• Given material:

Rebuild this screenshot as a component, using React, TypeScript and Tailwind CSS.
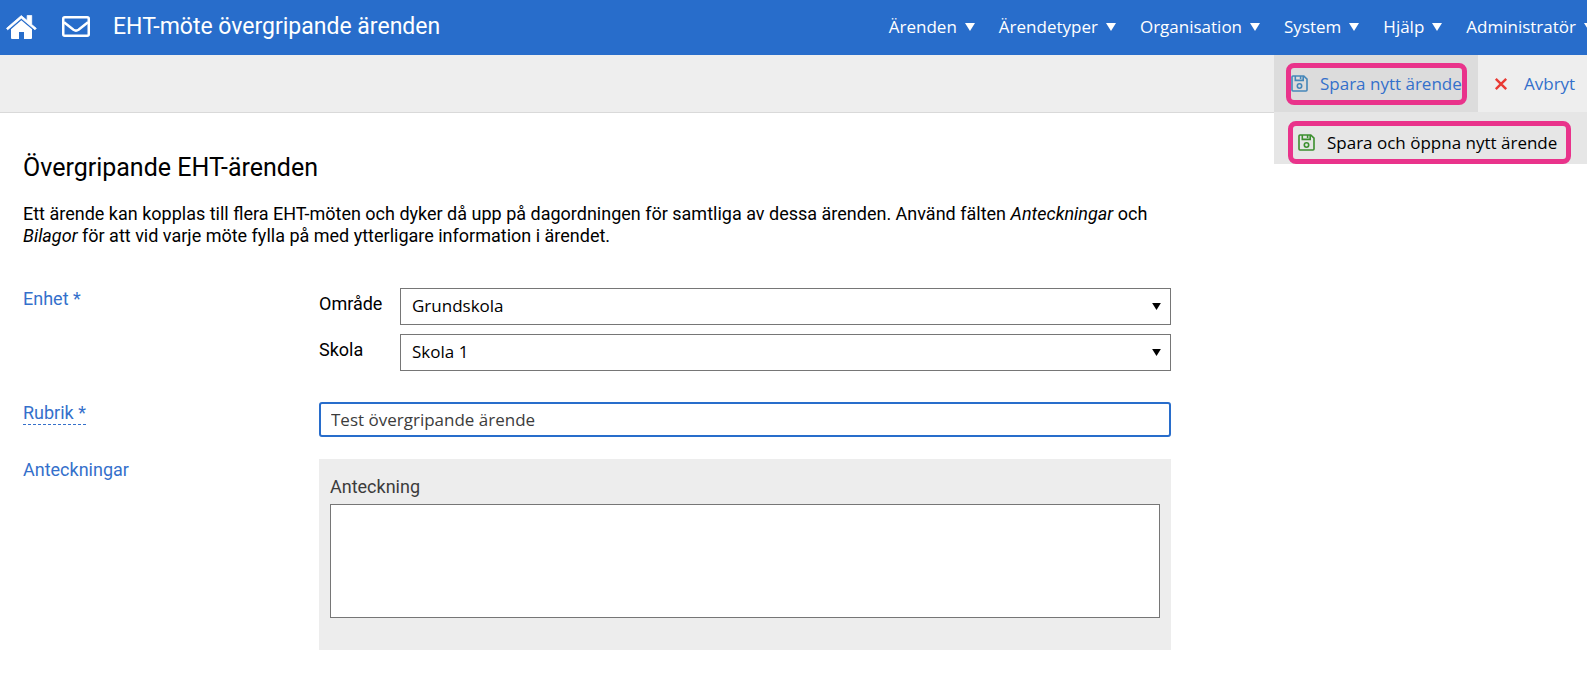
import { useState } from 'react';
import type { ReactNode } from 'react';

const MENU_ITEMS = ['Ärenden', 'Ärendetyper', 'Organisation', 'System', 'Hjälp', 'Administratör'];

function HomeIcon() {
  return (
    <svg className="h-6 w-[31px]" viewBox="0 0 31 24" fill="currentColor" aria-hidden="true">
      <path
        d="M15.3.6 21.2 5.6V.4h4.5v9.1l4.6 3.8-1.3 1.5L15.3 3.2 1.7 14.8.5 13.3z"
        stroke="currentColor"
        strokeWidth="0.8"
        strokeLinejoin="round"
      />
      <path d="M15.3 5.2 26 14.2V23q0 1-1 1h-7v-7h-5v7H6q-1 0-1-1v-8.8z" />
    </svg>
  );
}

function MailIcon() {
  return (
    <svg className="h-[21px] w-7" viewBox="0 0 28 21" fill="none" stroke="currentColor" strokeWidth="2.5" aria-hidden="true">
      <rect x="1.25" y="1.25" width="25.5" height="18.5" rx="1.5" />
      <path d="m2 6.2 9.5 7.5q2.5 1.8 5 0L26 6.2" />
    </svg>
  );
}

function SaveIcon({ className }: { className: string }) {
  return (
    <svg className={className} viewBox="0 0 17 17" fill="none" stroke="currentColor" strokeWidth="1.6" aria-hidden="true">
      <path d="M2 1h10.8L16 4.2V15q0 1-1 1H2q-1 0-1-1V2q0-1 1-1z" />
      <path d="M4.3 1v4.4h7.9V1M9.6 1v3" />
      <circle cx="8.5" cy="11" r="2.2" />
    </svg>
  );
}

function CrossIcon() {
  return (
    <svg className="size-[14px] text-[#e93a34]" viewBox="0 0 14 14" stroke="currentColor" strokeWidth="2.4" aria-hidden="true">
      <path d="m1.8 1.8 10.4 10.4M12.2 1.8 1.8 12.2" />
    </svg>
  );
}

function Caret({ className }: { className: string }) {
  return (
    <svg className={className} viewBox="0 0 10 8" fill="currentColor" aria-hidden="true">
      <path d="M0 0h10L5 8z" />
    </svg>
  );
}

function TopBar() {
  return (
    <header className="flex h-[55px] items-center overflow-hidden bg-[#286dcb] pb-0.5 text-white">
      <a href="#hem" aria-label="Hem" className="ml-[6px]">
        <HomeIcon />
      </a>
      <a href="#meddelanden" aria-label="Meddelanden" className="ml-[25px]">
        <MailIcon />
      </a>
      <span className="ml-[23px] whitespace-nowrap text-[23px] leading-7">EHT-möte övergripande ärenden</span>
      <nav className="-mr-[7px] ml-auto flex gap-6 font-['Open_Sans',sans-serif] text-[17px]">
        {MENU_ITEMS.map((item) => (
          <button key={item} type="button" className="flex shrink-0 items-center gap-2">
            {item}
            <Caret className="h-2 w-[10px]" />
          </button>
        ))}
      </nav>
    </header>
  );
}

function ActionBar() {
  return (
    <div className="flex h-[58px] justify-end border-b border-[#d9d9d9] bg-[#eeeeee] font-['Open_Sans',sans-serif] text-[17px] text-[#3470cb]">
      <div className="relative flex w-[313px]">
        <div className="flex w-[204px] items-center bg-[#dcdcdc] pl-3">
          <button
            type="button"
            className="flex h-[42px] w-[181px] items-center gap-3 whitespace-nowrap rounded-lg border-[5px] border-[#e9338b]"
          >
            <SaveIcon className="size-[17px] shrink-0 text-[#4587b9]" />
            Spara nytt ärende
          </button>
        </div>
        <button type="button" className="flex items-center gap-4 pl-4">
          <CrossIcon />
          Avbryt
        </button>
        <div className="absolute left-0 top-full flex h-[52px] w-full items-end bg-[#e6e6e6] pl-[14px]">
          <button
            type="button"
            className="flex h-[43px] w-[283px] items-center gap-3 whitespace-nowrap rounded-lg border-[5px] border-[#e9338b] pl-[5px] text-black"
          >
            <SaveIcon className="size-[17px] shrink-0 text-[#3c8f2f]" />
            Spara och öppna nytt ärende
          </button>
        </div>
      </div>
    </div>
  );
}

function SelectRow({ id, label, value }: { id: string; label: string; value: string }) {
  return (
    <div className="flex">
      <label htmlFor={id} className="w-[81px] pt-[5px]">
        {label}
      </label>
      <div className="relative flex-1">
        <select
          id={id}
          defaultValue={value}
          className="block h-[37px] w-full appearance-none border border-[#767676] bg-white pb-0.5 pl-[11px] font-['Open_Sans',sans-serif] text-[17px]"
        >
          <option>{value}</option>
        </select>
        <Caret className="pointer-events-none absolute right-[10px] top-[15px] h-[7px] w-[9px]" />
      </div>
    </div>
  );
}

function FieldRow({ label, children }: { label: ReactNode; children: ReactNode }) {
  return (
    <div className="flex">
      <div className="w-[296px] shrink-0 text-[#3470cb]">{label}</div>
      <div className="min-w-0 flex-1">{children}</div>
    </div>
  );
}

export default function App() {
  const [title, setTitle] = useState('Test övergripande ärende');

  return (
    <div className="min-h-screen bg-white font-[Roboto,sans-serif] text-[18px] leading-[22px] text-black">
      <TopBar />
      <ActionBar />
      <main className="max-w-[1171px] pl-[23px] pt-[41px]">
        <h1 className="text-[25px] leading-7">Övergripande EHT-ärenden</h1>
        <p className="mt-[21px]">
          Ett ärende kan kopplas till flera EHT-möten och dyker då upp på dagordningen för samtliga av dessa
          ärenden. Använd fälten <em>Anteckningar</em> och <em>Bilagor</em> för att vid varje möte fylla på med
          ytterligare information i ärendet.
        </p>

        <form className="mt-[41px]" onSubmit={(e) => e.preventDefault()}>
          <FieldRow label={<span>Enhet *</span>}>
            <div className="flex flex-col gap-[9px]">
              <SelectRow id="omrade" label="Område" value="Grundskola" />
              <SelectRow id="skola" label="Skola" value="Skola 1" />
            </div>
          </FieldRow>
          <div className="mt-[31px]">
            <FieldRow
              label={
                <label htmlFor="rubrik" className="border-b border-dashed border-[#3470cb] pb-px">
                  Rubrik *
                </label>
              }
            >
              <input
                id="rubrik"
                type="text"
                value={title}
                onChange={(e) => setTitle(e.target.value)}
                className="block h-[35px] w-full rounded-[3px] border-2 border-[#286dcb] pl-[10px] font-['Open_Sans',sans-serif] text-[17px] text-[#3c3c3c] outline-none"
              />
            </FieldRow>
          </div>
          <div className="mt-[22px]">
            <FieldRow label={<span>Anteckningar</span>}>
              <div className="bg-[#ededed] px-[11px] pb-8 pt-[17px] text-[#3c3c3c]">
                <label htmlFor="anteckning">Anteckning</label>
                <textarea
                  id="anteckning"
                  className="mt-[6px] block h-[114px] w-full resize-none border border-[#767676] bg-white p-2 text-black outline-none"
                />
              </div>
            </FieldRow>
          </div>
        </form>
      </main>
    </div>
  );
}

• Task requirements: Omit the pictures, and quote the material above exactly as given.

• Solution:
Rebuild this screenshot as a component, using React, TypeScript and Tailwind CSS.
import { useState } from 'react';
import type { ReactNode } from 'react';

const MENU_ITEMS = ['Ärenden', 'Ärendetyper', 'Organisation', 'System', 'Hjälp', 'Administratör'];

function HomeIcon() {
  return (
    <svg className="h-6 w-[31px]" viewBox="0 0 31 24" fill="currentColor" aria-hidden="true">
      <path
        d="M15.3.6 21.2 5.6V.4h4.5v9.1l4.6 3.8-1.3 1.5L15.3 3.2 1.7 14.8.5 13.3z"
        stroke="currentColor"
        strokeWidth="0.8"
        strokeLinejoin="round"
      />
      <path d="M15.3 5.2 26 14.2V23q0 1-1 1h-7v-7h-5v7H6q-1 0-1-1v-8.8z" />
    </svg>
  );
}

function MailIcon() {
  return (
    <svg className="h-[21px] w-7" viewBox="0 0 28 21" fill="none" stroke="currentColor" strokeWidth="2.5" aria-hidden="true">
      <rect x="1.25" y="1.25" width="25.5" height="18.5" rx="1.5" />
      <path d="m2 6.2 9.5 7.5q2.5 1.8 5 0L26 6.2" />
    </svg>
  );
}

function SaveIcon({ className }: { className: string }) {
  return (
    <svg className={className} viewBox="0 0 17 17" fill="none" stroke="currentColor" strokeWidth="1.6" aria-hidden="true">
      <path d="M2 1h10.8L16 4.2V15q0 1-1 1H2q-1 0-1-1V2q0-1 1-1z" />
      <path d="M4.3 1v4.4h7.9V1M9.6 1v3" />
      <circle cx="8.5" cy="11" r="2.2" />
    </svg>
  );
}

function CrossIcon() {
  return (
    <svg className="size-[14px] text-[#e93a34]" viewBox="0 0 14 14" stroke="currentColor" strokeWidth="2.4" aria-hidden="true">
      <path d="m1.8 1.8 10.4 10.4M12.2 1.8 1.8 12.2" />
    </svg>
  );
}

function Caret({ className }: { className: string }) {
  return (
    <svg className={className} viewBox="0 0 10 8" fill="currentColor" aria-hidden="true">
      <path d="M0 0h10L5 8z" />
    </svg>
  );
}

function TopBar() {
  return (
    <header className="flex h-[55px] items-center overflow-hidden bg-[#286dcb] pb-0.5 text-white">
      <a href="#hem" aria-label="Hem" className="ml-[6px]">
        <HomeIcon />
      </a>
      <a href="#meddelanden" aria-label="Meddelanden" className="ml-[25px]">
        <MailIcon />
      </a>
      <span className="ml-[23px] whitespace-nowrap text-[23px] leading-7">EHT-möte övergripande ärenden</span>
      <nav className="-mr-[7px] ml-auto flex gap-6 font-['Open_Sans',sans-serif] text-[17px]">
        {MENU_ITEMS.map((item) => (
          <button key={item} type="button" className="flex shrink-0 items-center gap-2">
            {item}
            <Caret className="h-2 w-[10px]" />
          </button>
        ))}
      </nav>
    </header>
  );
}

function ActionBar() {
  return (
    <div className="flex h-[58px] justify-end border-b border-[#d9d9d9] bg-[#eeeeee] font-['Open_Sans',sans-serif] text-[17px] text-[#3470cb]">
      <div className="relative flex w-[313px]">
        <div className="flex w-[204px] items-center bg-[#dcdcdc] pl-3">
          <button
            type="button"
            className="flex h-[42px] w-[181px] items-center gap-3 whitespace-nowrap rounded-lg border-[5px] border-[#e9338b]"
          >
            <SaveIcon className="size-[17px] shrink-0 text-[#4587b9]" />
            Spara nytt ärende
          </button>
        </div>
        <button type="button" className="flex items-center gap-4 pl-4">
          <CrossIcon />
          Avbryt
        </button>
        <div className="absolute left-0 top-full flex h-[52px] w-full items-end bg-[#e6e6e6] pl-[14px]">
          <button
            type="button"
            className="flex h-[43px] w-[283px] items-center gap-3 whitespace-nowrap rounded-lg border-[5px] border-[#e9338b] pl-[5px] text-black"
          >
            <SaveIcon className="size-[17px] shrink-0 text-[#3c8f2f]" />
            Spara och öppna nytt ärende
          </button>
        </div>
      </div>
    </div>
  );
}

function SelectRow({ id, label, value }: { id: string; label: string; value: string }) {
  return (
    <div className="flex">
      <label htmlFor={id} className="w-[81px] pt-[5px]">
        {label}
      </label>
      <div className="relative flex-1">
        <select
          id={id}
          defaultValue={value}
          className="block h-[37px] w-full appearance-none border border-[#767676] bg-white pb-0.5 pl-[11px] font-['Open_Sans',sans-serif] text-[17px]"
        >
          <option>{value}</option>
        </select>
        <Caret className="pointer-events-none absolute right-[10px] top-[15px] h-[7px] w-[9px]" />
      </div>
    </div>
  );
}

function FieldRow({ label, children }: { label: ReactNode; children: ReactNode }) {
  return (
    <div className="flex">
      <div className="w-[296px] shrink-0 text-[#3470cb]">{label}</div>
      <div className="min-w-0 flex-1">{children}</div>
    </div>
  );
}

export default function App() {
  const [title, setTitle] = useState('Test övergripande ärende');

  return (
    <div className="min-h-screen bg-white font-[Roboto,sans-serif] text-[18px] leading-[22px] text-black">
      <TopBar />
      <ActionBar />
      <main className="max-w-[1171px] pl-[23px] pt-[41px]">
        <h1 className="text-[25px] leading-7">Övergripande EHT-ärenden</h1>
        <p className="mt-[21px]">
          Ett ärende kan kopplas till flera EHT-möten och dyker då upp på dagordningen för samtliga av dessa
          ärenden. Använd fälten <em>Anteckningar</em> och <em>Bilagor</em> för att vid varje möte fylla på med
          ytterligare information i ärendet.
        </p>

        <form className="mt-[41px]" onSubmit={(e) => e.preventDefault()}>
          <FieldRow label={<span>Enhet *</span>}>
            <div className="flex flex-col gap-[9px]">
              <SelectRow id="omrade" label="Område" value="Grundskola" />
              <SelectRow id="skola" label="Skola" value="Skola 1" />
            </div>
          </FieldRow>
          <div className="mt-[31px]">
            <FieldRow
              label={
                <label htmlFor="rubrik" className="border-b border-dashed border-[#3470cb] pb-px">
                  Rubrik *
                </label>
              }
            >
              <input
                id="rubrik"
                type="text"
                value={title}
                onChange={(e) => setTitle(e.target.value)}
                className="block h-[35px] w-full rounded-[3px] border-2 border-[#286dcb] pl-[10px] font-['Open_Sans',sans-serif] text-[17px] text-[#3c3c3c] outline-none"
              />
            </FieldRow>
          </div>
          <div className="mt-[22px]">
            <FieldRow label={<span>Anteckningar</span>}>
              <div className="bg-[#ededed] px-[11px] pb-8 pt-[17px] text-[#3c3c3c]">
                <label htmlFor="anteckning">Anteckning</label>
                <textarea
                  id="anteckning"
                  className="mt-[6px] block h-[114px] w-full resize-none border border-[#767676] bg-white p-2 text-black outline-none"
                />
              </div>
            </FieldRow>
          </div>
        </form>
      </main>
    </div>
  );
}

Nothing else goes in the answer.